Friday, August 26, 2016

Hentian

Saya melambaikan tangan di pinggir jalan. Satu taksi berwarna putih menyalakan sen kiri dan mendekat. Saya masuk. Sopir taksi mengucap, "Alhamdulillah."

Hampir tidak pernah saya dapati reaksi pertama orang ketika bertemu saya adalah ungkapan syukur.

Saya berikan arah ke Salemba, lalu membenamkan diri ke jok kursi. Bapak sopir taksi mengiyakan, dan kami meluncur. Sembari menuju daerah Pasar Senen, bapak sopir berkata bahwa saya adalah penumpang terakhirnya. Suaranya letih.

Dugaan pertama saya, taksi ini adalah satu dari sekian banyak taksi yang terkena dampak persaingan dengan Uber dan aplikasi serupa. Mungkin dia kesulitan mencari penumpang.

Dugaan kedua saya, dia separuh berharap bahwa penumpang yang dia ambil tidak akan membawanya ke luar kota, mungkin karena dia sudah mengarah menuju pul.

Dugaan ketiga saya, dia hampir belum memenuhi setoran di penghujung sifnya, dan bersyukur ongkos saya akan bisa menggenapinya.

Ketiga dugaan saya ternyata salah semua. Terhitung hari itu, ia tidak akan lagi menjadi sopir taksi. Paling tidak untuk sementara waktu. Lepas mengantar saya, ia akan kembali ke pul, lalu menyerahkan kembali taksinya. Ia sudah belasan hari tidak menarik taksi, dan hutang setorannya menumpuk. Selama itu pula taksinya absen dari pul, dan kini pihak manajemen menuntut dia untuk mengembalikan taksinya.

"Supervisor saya baik Pak orangnya. Dia bilang, saya tidak perlu bayar dendanya, tapi hanya setorannya saja." Tapi tetap saja, uang dari mana?

Kami berhenti, menunggu palang kereta api naik kembali di Pasar Senen. Dari spion terlihat matanya merembang merah.
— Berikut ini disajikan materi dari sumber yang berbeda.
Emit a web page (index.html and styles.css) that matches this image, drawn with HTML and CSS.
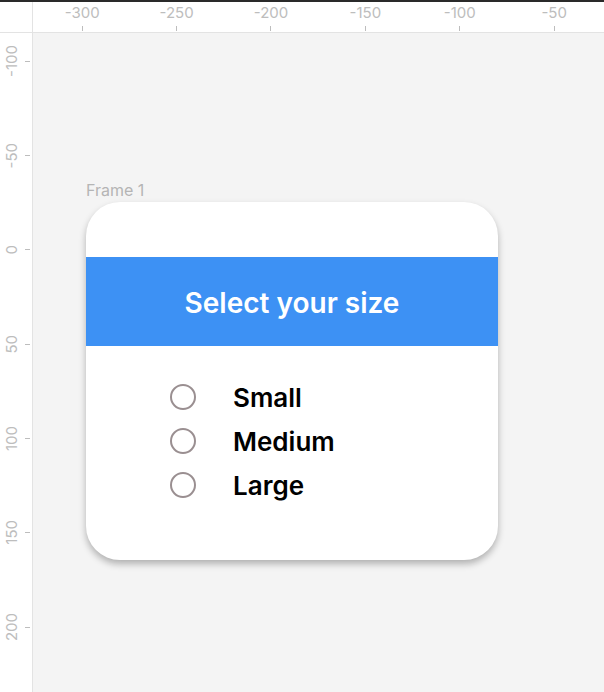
FILE: index.html
```html
<!DOCTYPE html>
<html>
<head>
<meta charset="utf-8">
<link rel="stylesheet" href="styles.css">
</head>
<body>
<div class="app">
  <div class="topbar"></div>
  <div class="hrow">
    <div class="corner"></div>
    <div class="hruler">
      <div class="hslot"><span class="hlabel">-300</span><span class="htick"></span></div>
      <div class="hslot"><span class="hlabel">-250</span><span class="htick"></span></div>
      <div class="hslot"><span class="hlabel">-200</span><span class="htick"></span></div>
      <div class="hslot"><span class="hlabel">-150</span><span class="htick"></span></div>
      <div class="hslot"><span class="hlabel">-100</span><span class="htick"></span></div>
      <div class="hslot"><span class="hlabel">-50</span><span class="htick"></span></div>
    </div>
  </div>
  <div class="main">
    <div class="vruler">
      <div class="vslots">
        <div class="vslot"><span class="vlabel">-100</span><span class="vtick"></span></div>
        <div class="vslot"><span class="vlabel">-50</span><span class="vtick"></span></div>
        <div class="vslot"><span class="vlabel">0</span><span class="vtick"></span></div>
        <div class="vslot"><span class="vlabel">50</span><span class="vtick"></span></div>
        <div class="vslot"><span class="vlabel">100</span><span class="vtick"></span></div>
        <div class="vslot"><span class="vlabel">150</span><span class="vtick"></span></div>
        <div class="vslot"><span class="vlabel">200</span><span class="vtick"></span></div>
      </div>
    </div>
    <div class="canvas">
      <div class="frame-label">Frame 1</div>
      <div class="card">
        <div class="card-header">Select your size</div>
        <div class="options">
          <div class="option"><span class="radio"></span><span class="option-text">Small</span></div>
          <div class="option"><span class="radio"></span><span class="option-text">Medium</span></div>
          <div class="option"><span class="radio"></span><span class="option-text">Large</span></div>
        </div>
      </div>
    </div>
  </div>
</div>
</body>
</html>
```
FILE: styles.css
```css
* { box-sizing: border-box; }
html, body { margin: 0; padding: 0; }
body {
  width: 604px;
  height: 692px;
  overflow: hidden;
  font-family: Inter, "Noto Sans", sans-serif;
  background: #f4f4f4;
}
.app {
  display: flex;
  flex-direction: column;
  width: 604px;
  height: 692px;
}
.topbar {
  height: 2px;
  background: #2a2a2a;
  flex: none;
}
.hrow {
  display: flex;
  height: 31px;
  flex: none;
  background: #fff;
  border-bottom: 1px solid #e3e3e3;
}
.corner {
  width: 33px;
  border-right: 1px solid #e3e3e3;
  flex: none;
}
.hruler {
  display: flex;
  padding-left: 2px;
  overflow: hidden;
  flex: 1;
}
.hslot {
  width: 94.4px;
  flex: none;
  display: flex;
  flex-direction: column;
  align-items: center;
}
.hlabel {
  font-size: 15px;
  line-height: 18px;
  margin-top: 2px;
  color: #bdbdbd;
}
.htick {
  width: 1px;
  height: 5px;
  margin-top: 4px;
  background: #bdbdbd;
}
.main {
  display: flex;
  flex: 1;
  min-height: 0;
}
.vruler {
  width: 33px;
  flex: none;
  background: #fff;
  border-right: 1px solid #e3e3e3;
  overflow: hidden;
}
.vslots {
  margin-top: -19px;
  display: flex;
  flex-direction: column;
}
.vslot {
  height: 94.33px;
  flex: none;
  display: flex;
  align-items: center;
}
.vlabel {
  width: 24px;
  writing-mode: vertical-rl;
  transform: rotate(180deg);
  font-size: 15px;
  line-height: 24px;
  text-align: center;
  color: #bdbdbd;
}
.vtick {
  width: 5px;
  height: 1px;
  margin-left: 1px;
  background: #bdbdbd;
}
.canvas {
  flex: 1;
  background: #f4f4f4;
  padding-top: 148px;
  padding-left: 53px;
}
.frame-label {
  font-size: 16px;
  line-height: 19px;
  color: #b5b5b5;
  margin-bottom: 2px;
}
.card {
  width: 412px;
  height: 358px;
  background: #fff;
  border-radius: 34px;
  overflow: hidden;
  box-shadow: 0 4px 7px rgba(0, 0, 0, 0.28);
  padding-top: 55px;
}
.card-header {
  height: 89px;
  background: #3d91f4;
  color: #fff;
  font-size: 28px;
  font-weight: 600;
  display: flex;
  align-items: center;
  justify-content: center;
  padding-top: 3px;
}
.options {
  padding-top: 29px;
  padding-left: 84px;
  display: flex;
  flex-direction: column;
}
.option {
  height: 44px;
  display: flex;
  align-items: center;
}
.radio {
  width: 26px;
  height: 26px;
  border: 2.5px solid #9a8f91;
  border-radius: 50%;
  flex: none;
}
.option-text {
  margin-left: 37px;
  font-size: 26px;
  font-weight: 600;
  color: #000;
  padding-top: 1px;
}
```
Selama belasan hari, ia sudah menghabiskan waktunya di rumah sakit. Anaknya yang kecil menjadi korban tabrak lari, dan ia menungguinya di sana. Biaya rumah sakit tidak sedikit, meski sudah dikurangi BPJS Kesehatan.

Ketika saya memberanikan diri bertanya apakah si ibu tidak ada untuk ikut menjaga anaknya, ia menjawab bahwa mendiang istrinya belum genap empat puluh hari meninggal dunia. Anak-anaknya yang lebih tua ikut menjaga, tapi lalu segera diminta kembali bekerja oleh bos mereka.

Ia kembali mengucek matanya.

Pascaoperasi, anaknya akan bergantung pada kursi roda dan tidak akan lagi bisa berlari. Ia kasihan, dan berkata kalau di benaknya sudah terlintas macam-macam. Ia ulangi sekali lagi, bahwa ia sudah berpikir macam-macam, sebelum melanjutkan dengan kalimat-kalimat rumpang tentang mencuri dan bunuh diri.

Tapi ia masih bisa menghentikan taksi untuk saya tumpangi. Syukur, pikirnya, ada yang menghentikan dia.

Kami tiba di Salemba. Saya turun dengan masygul.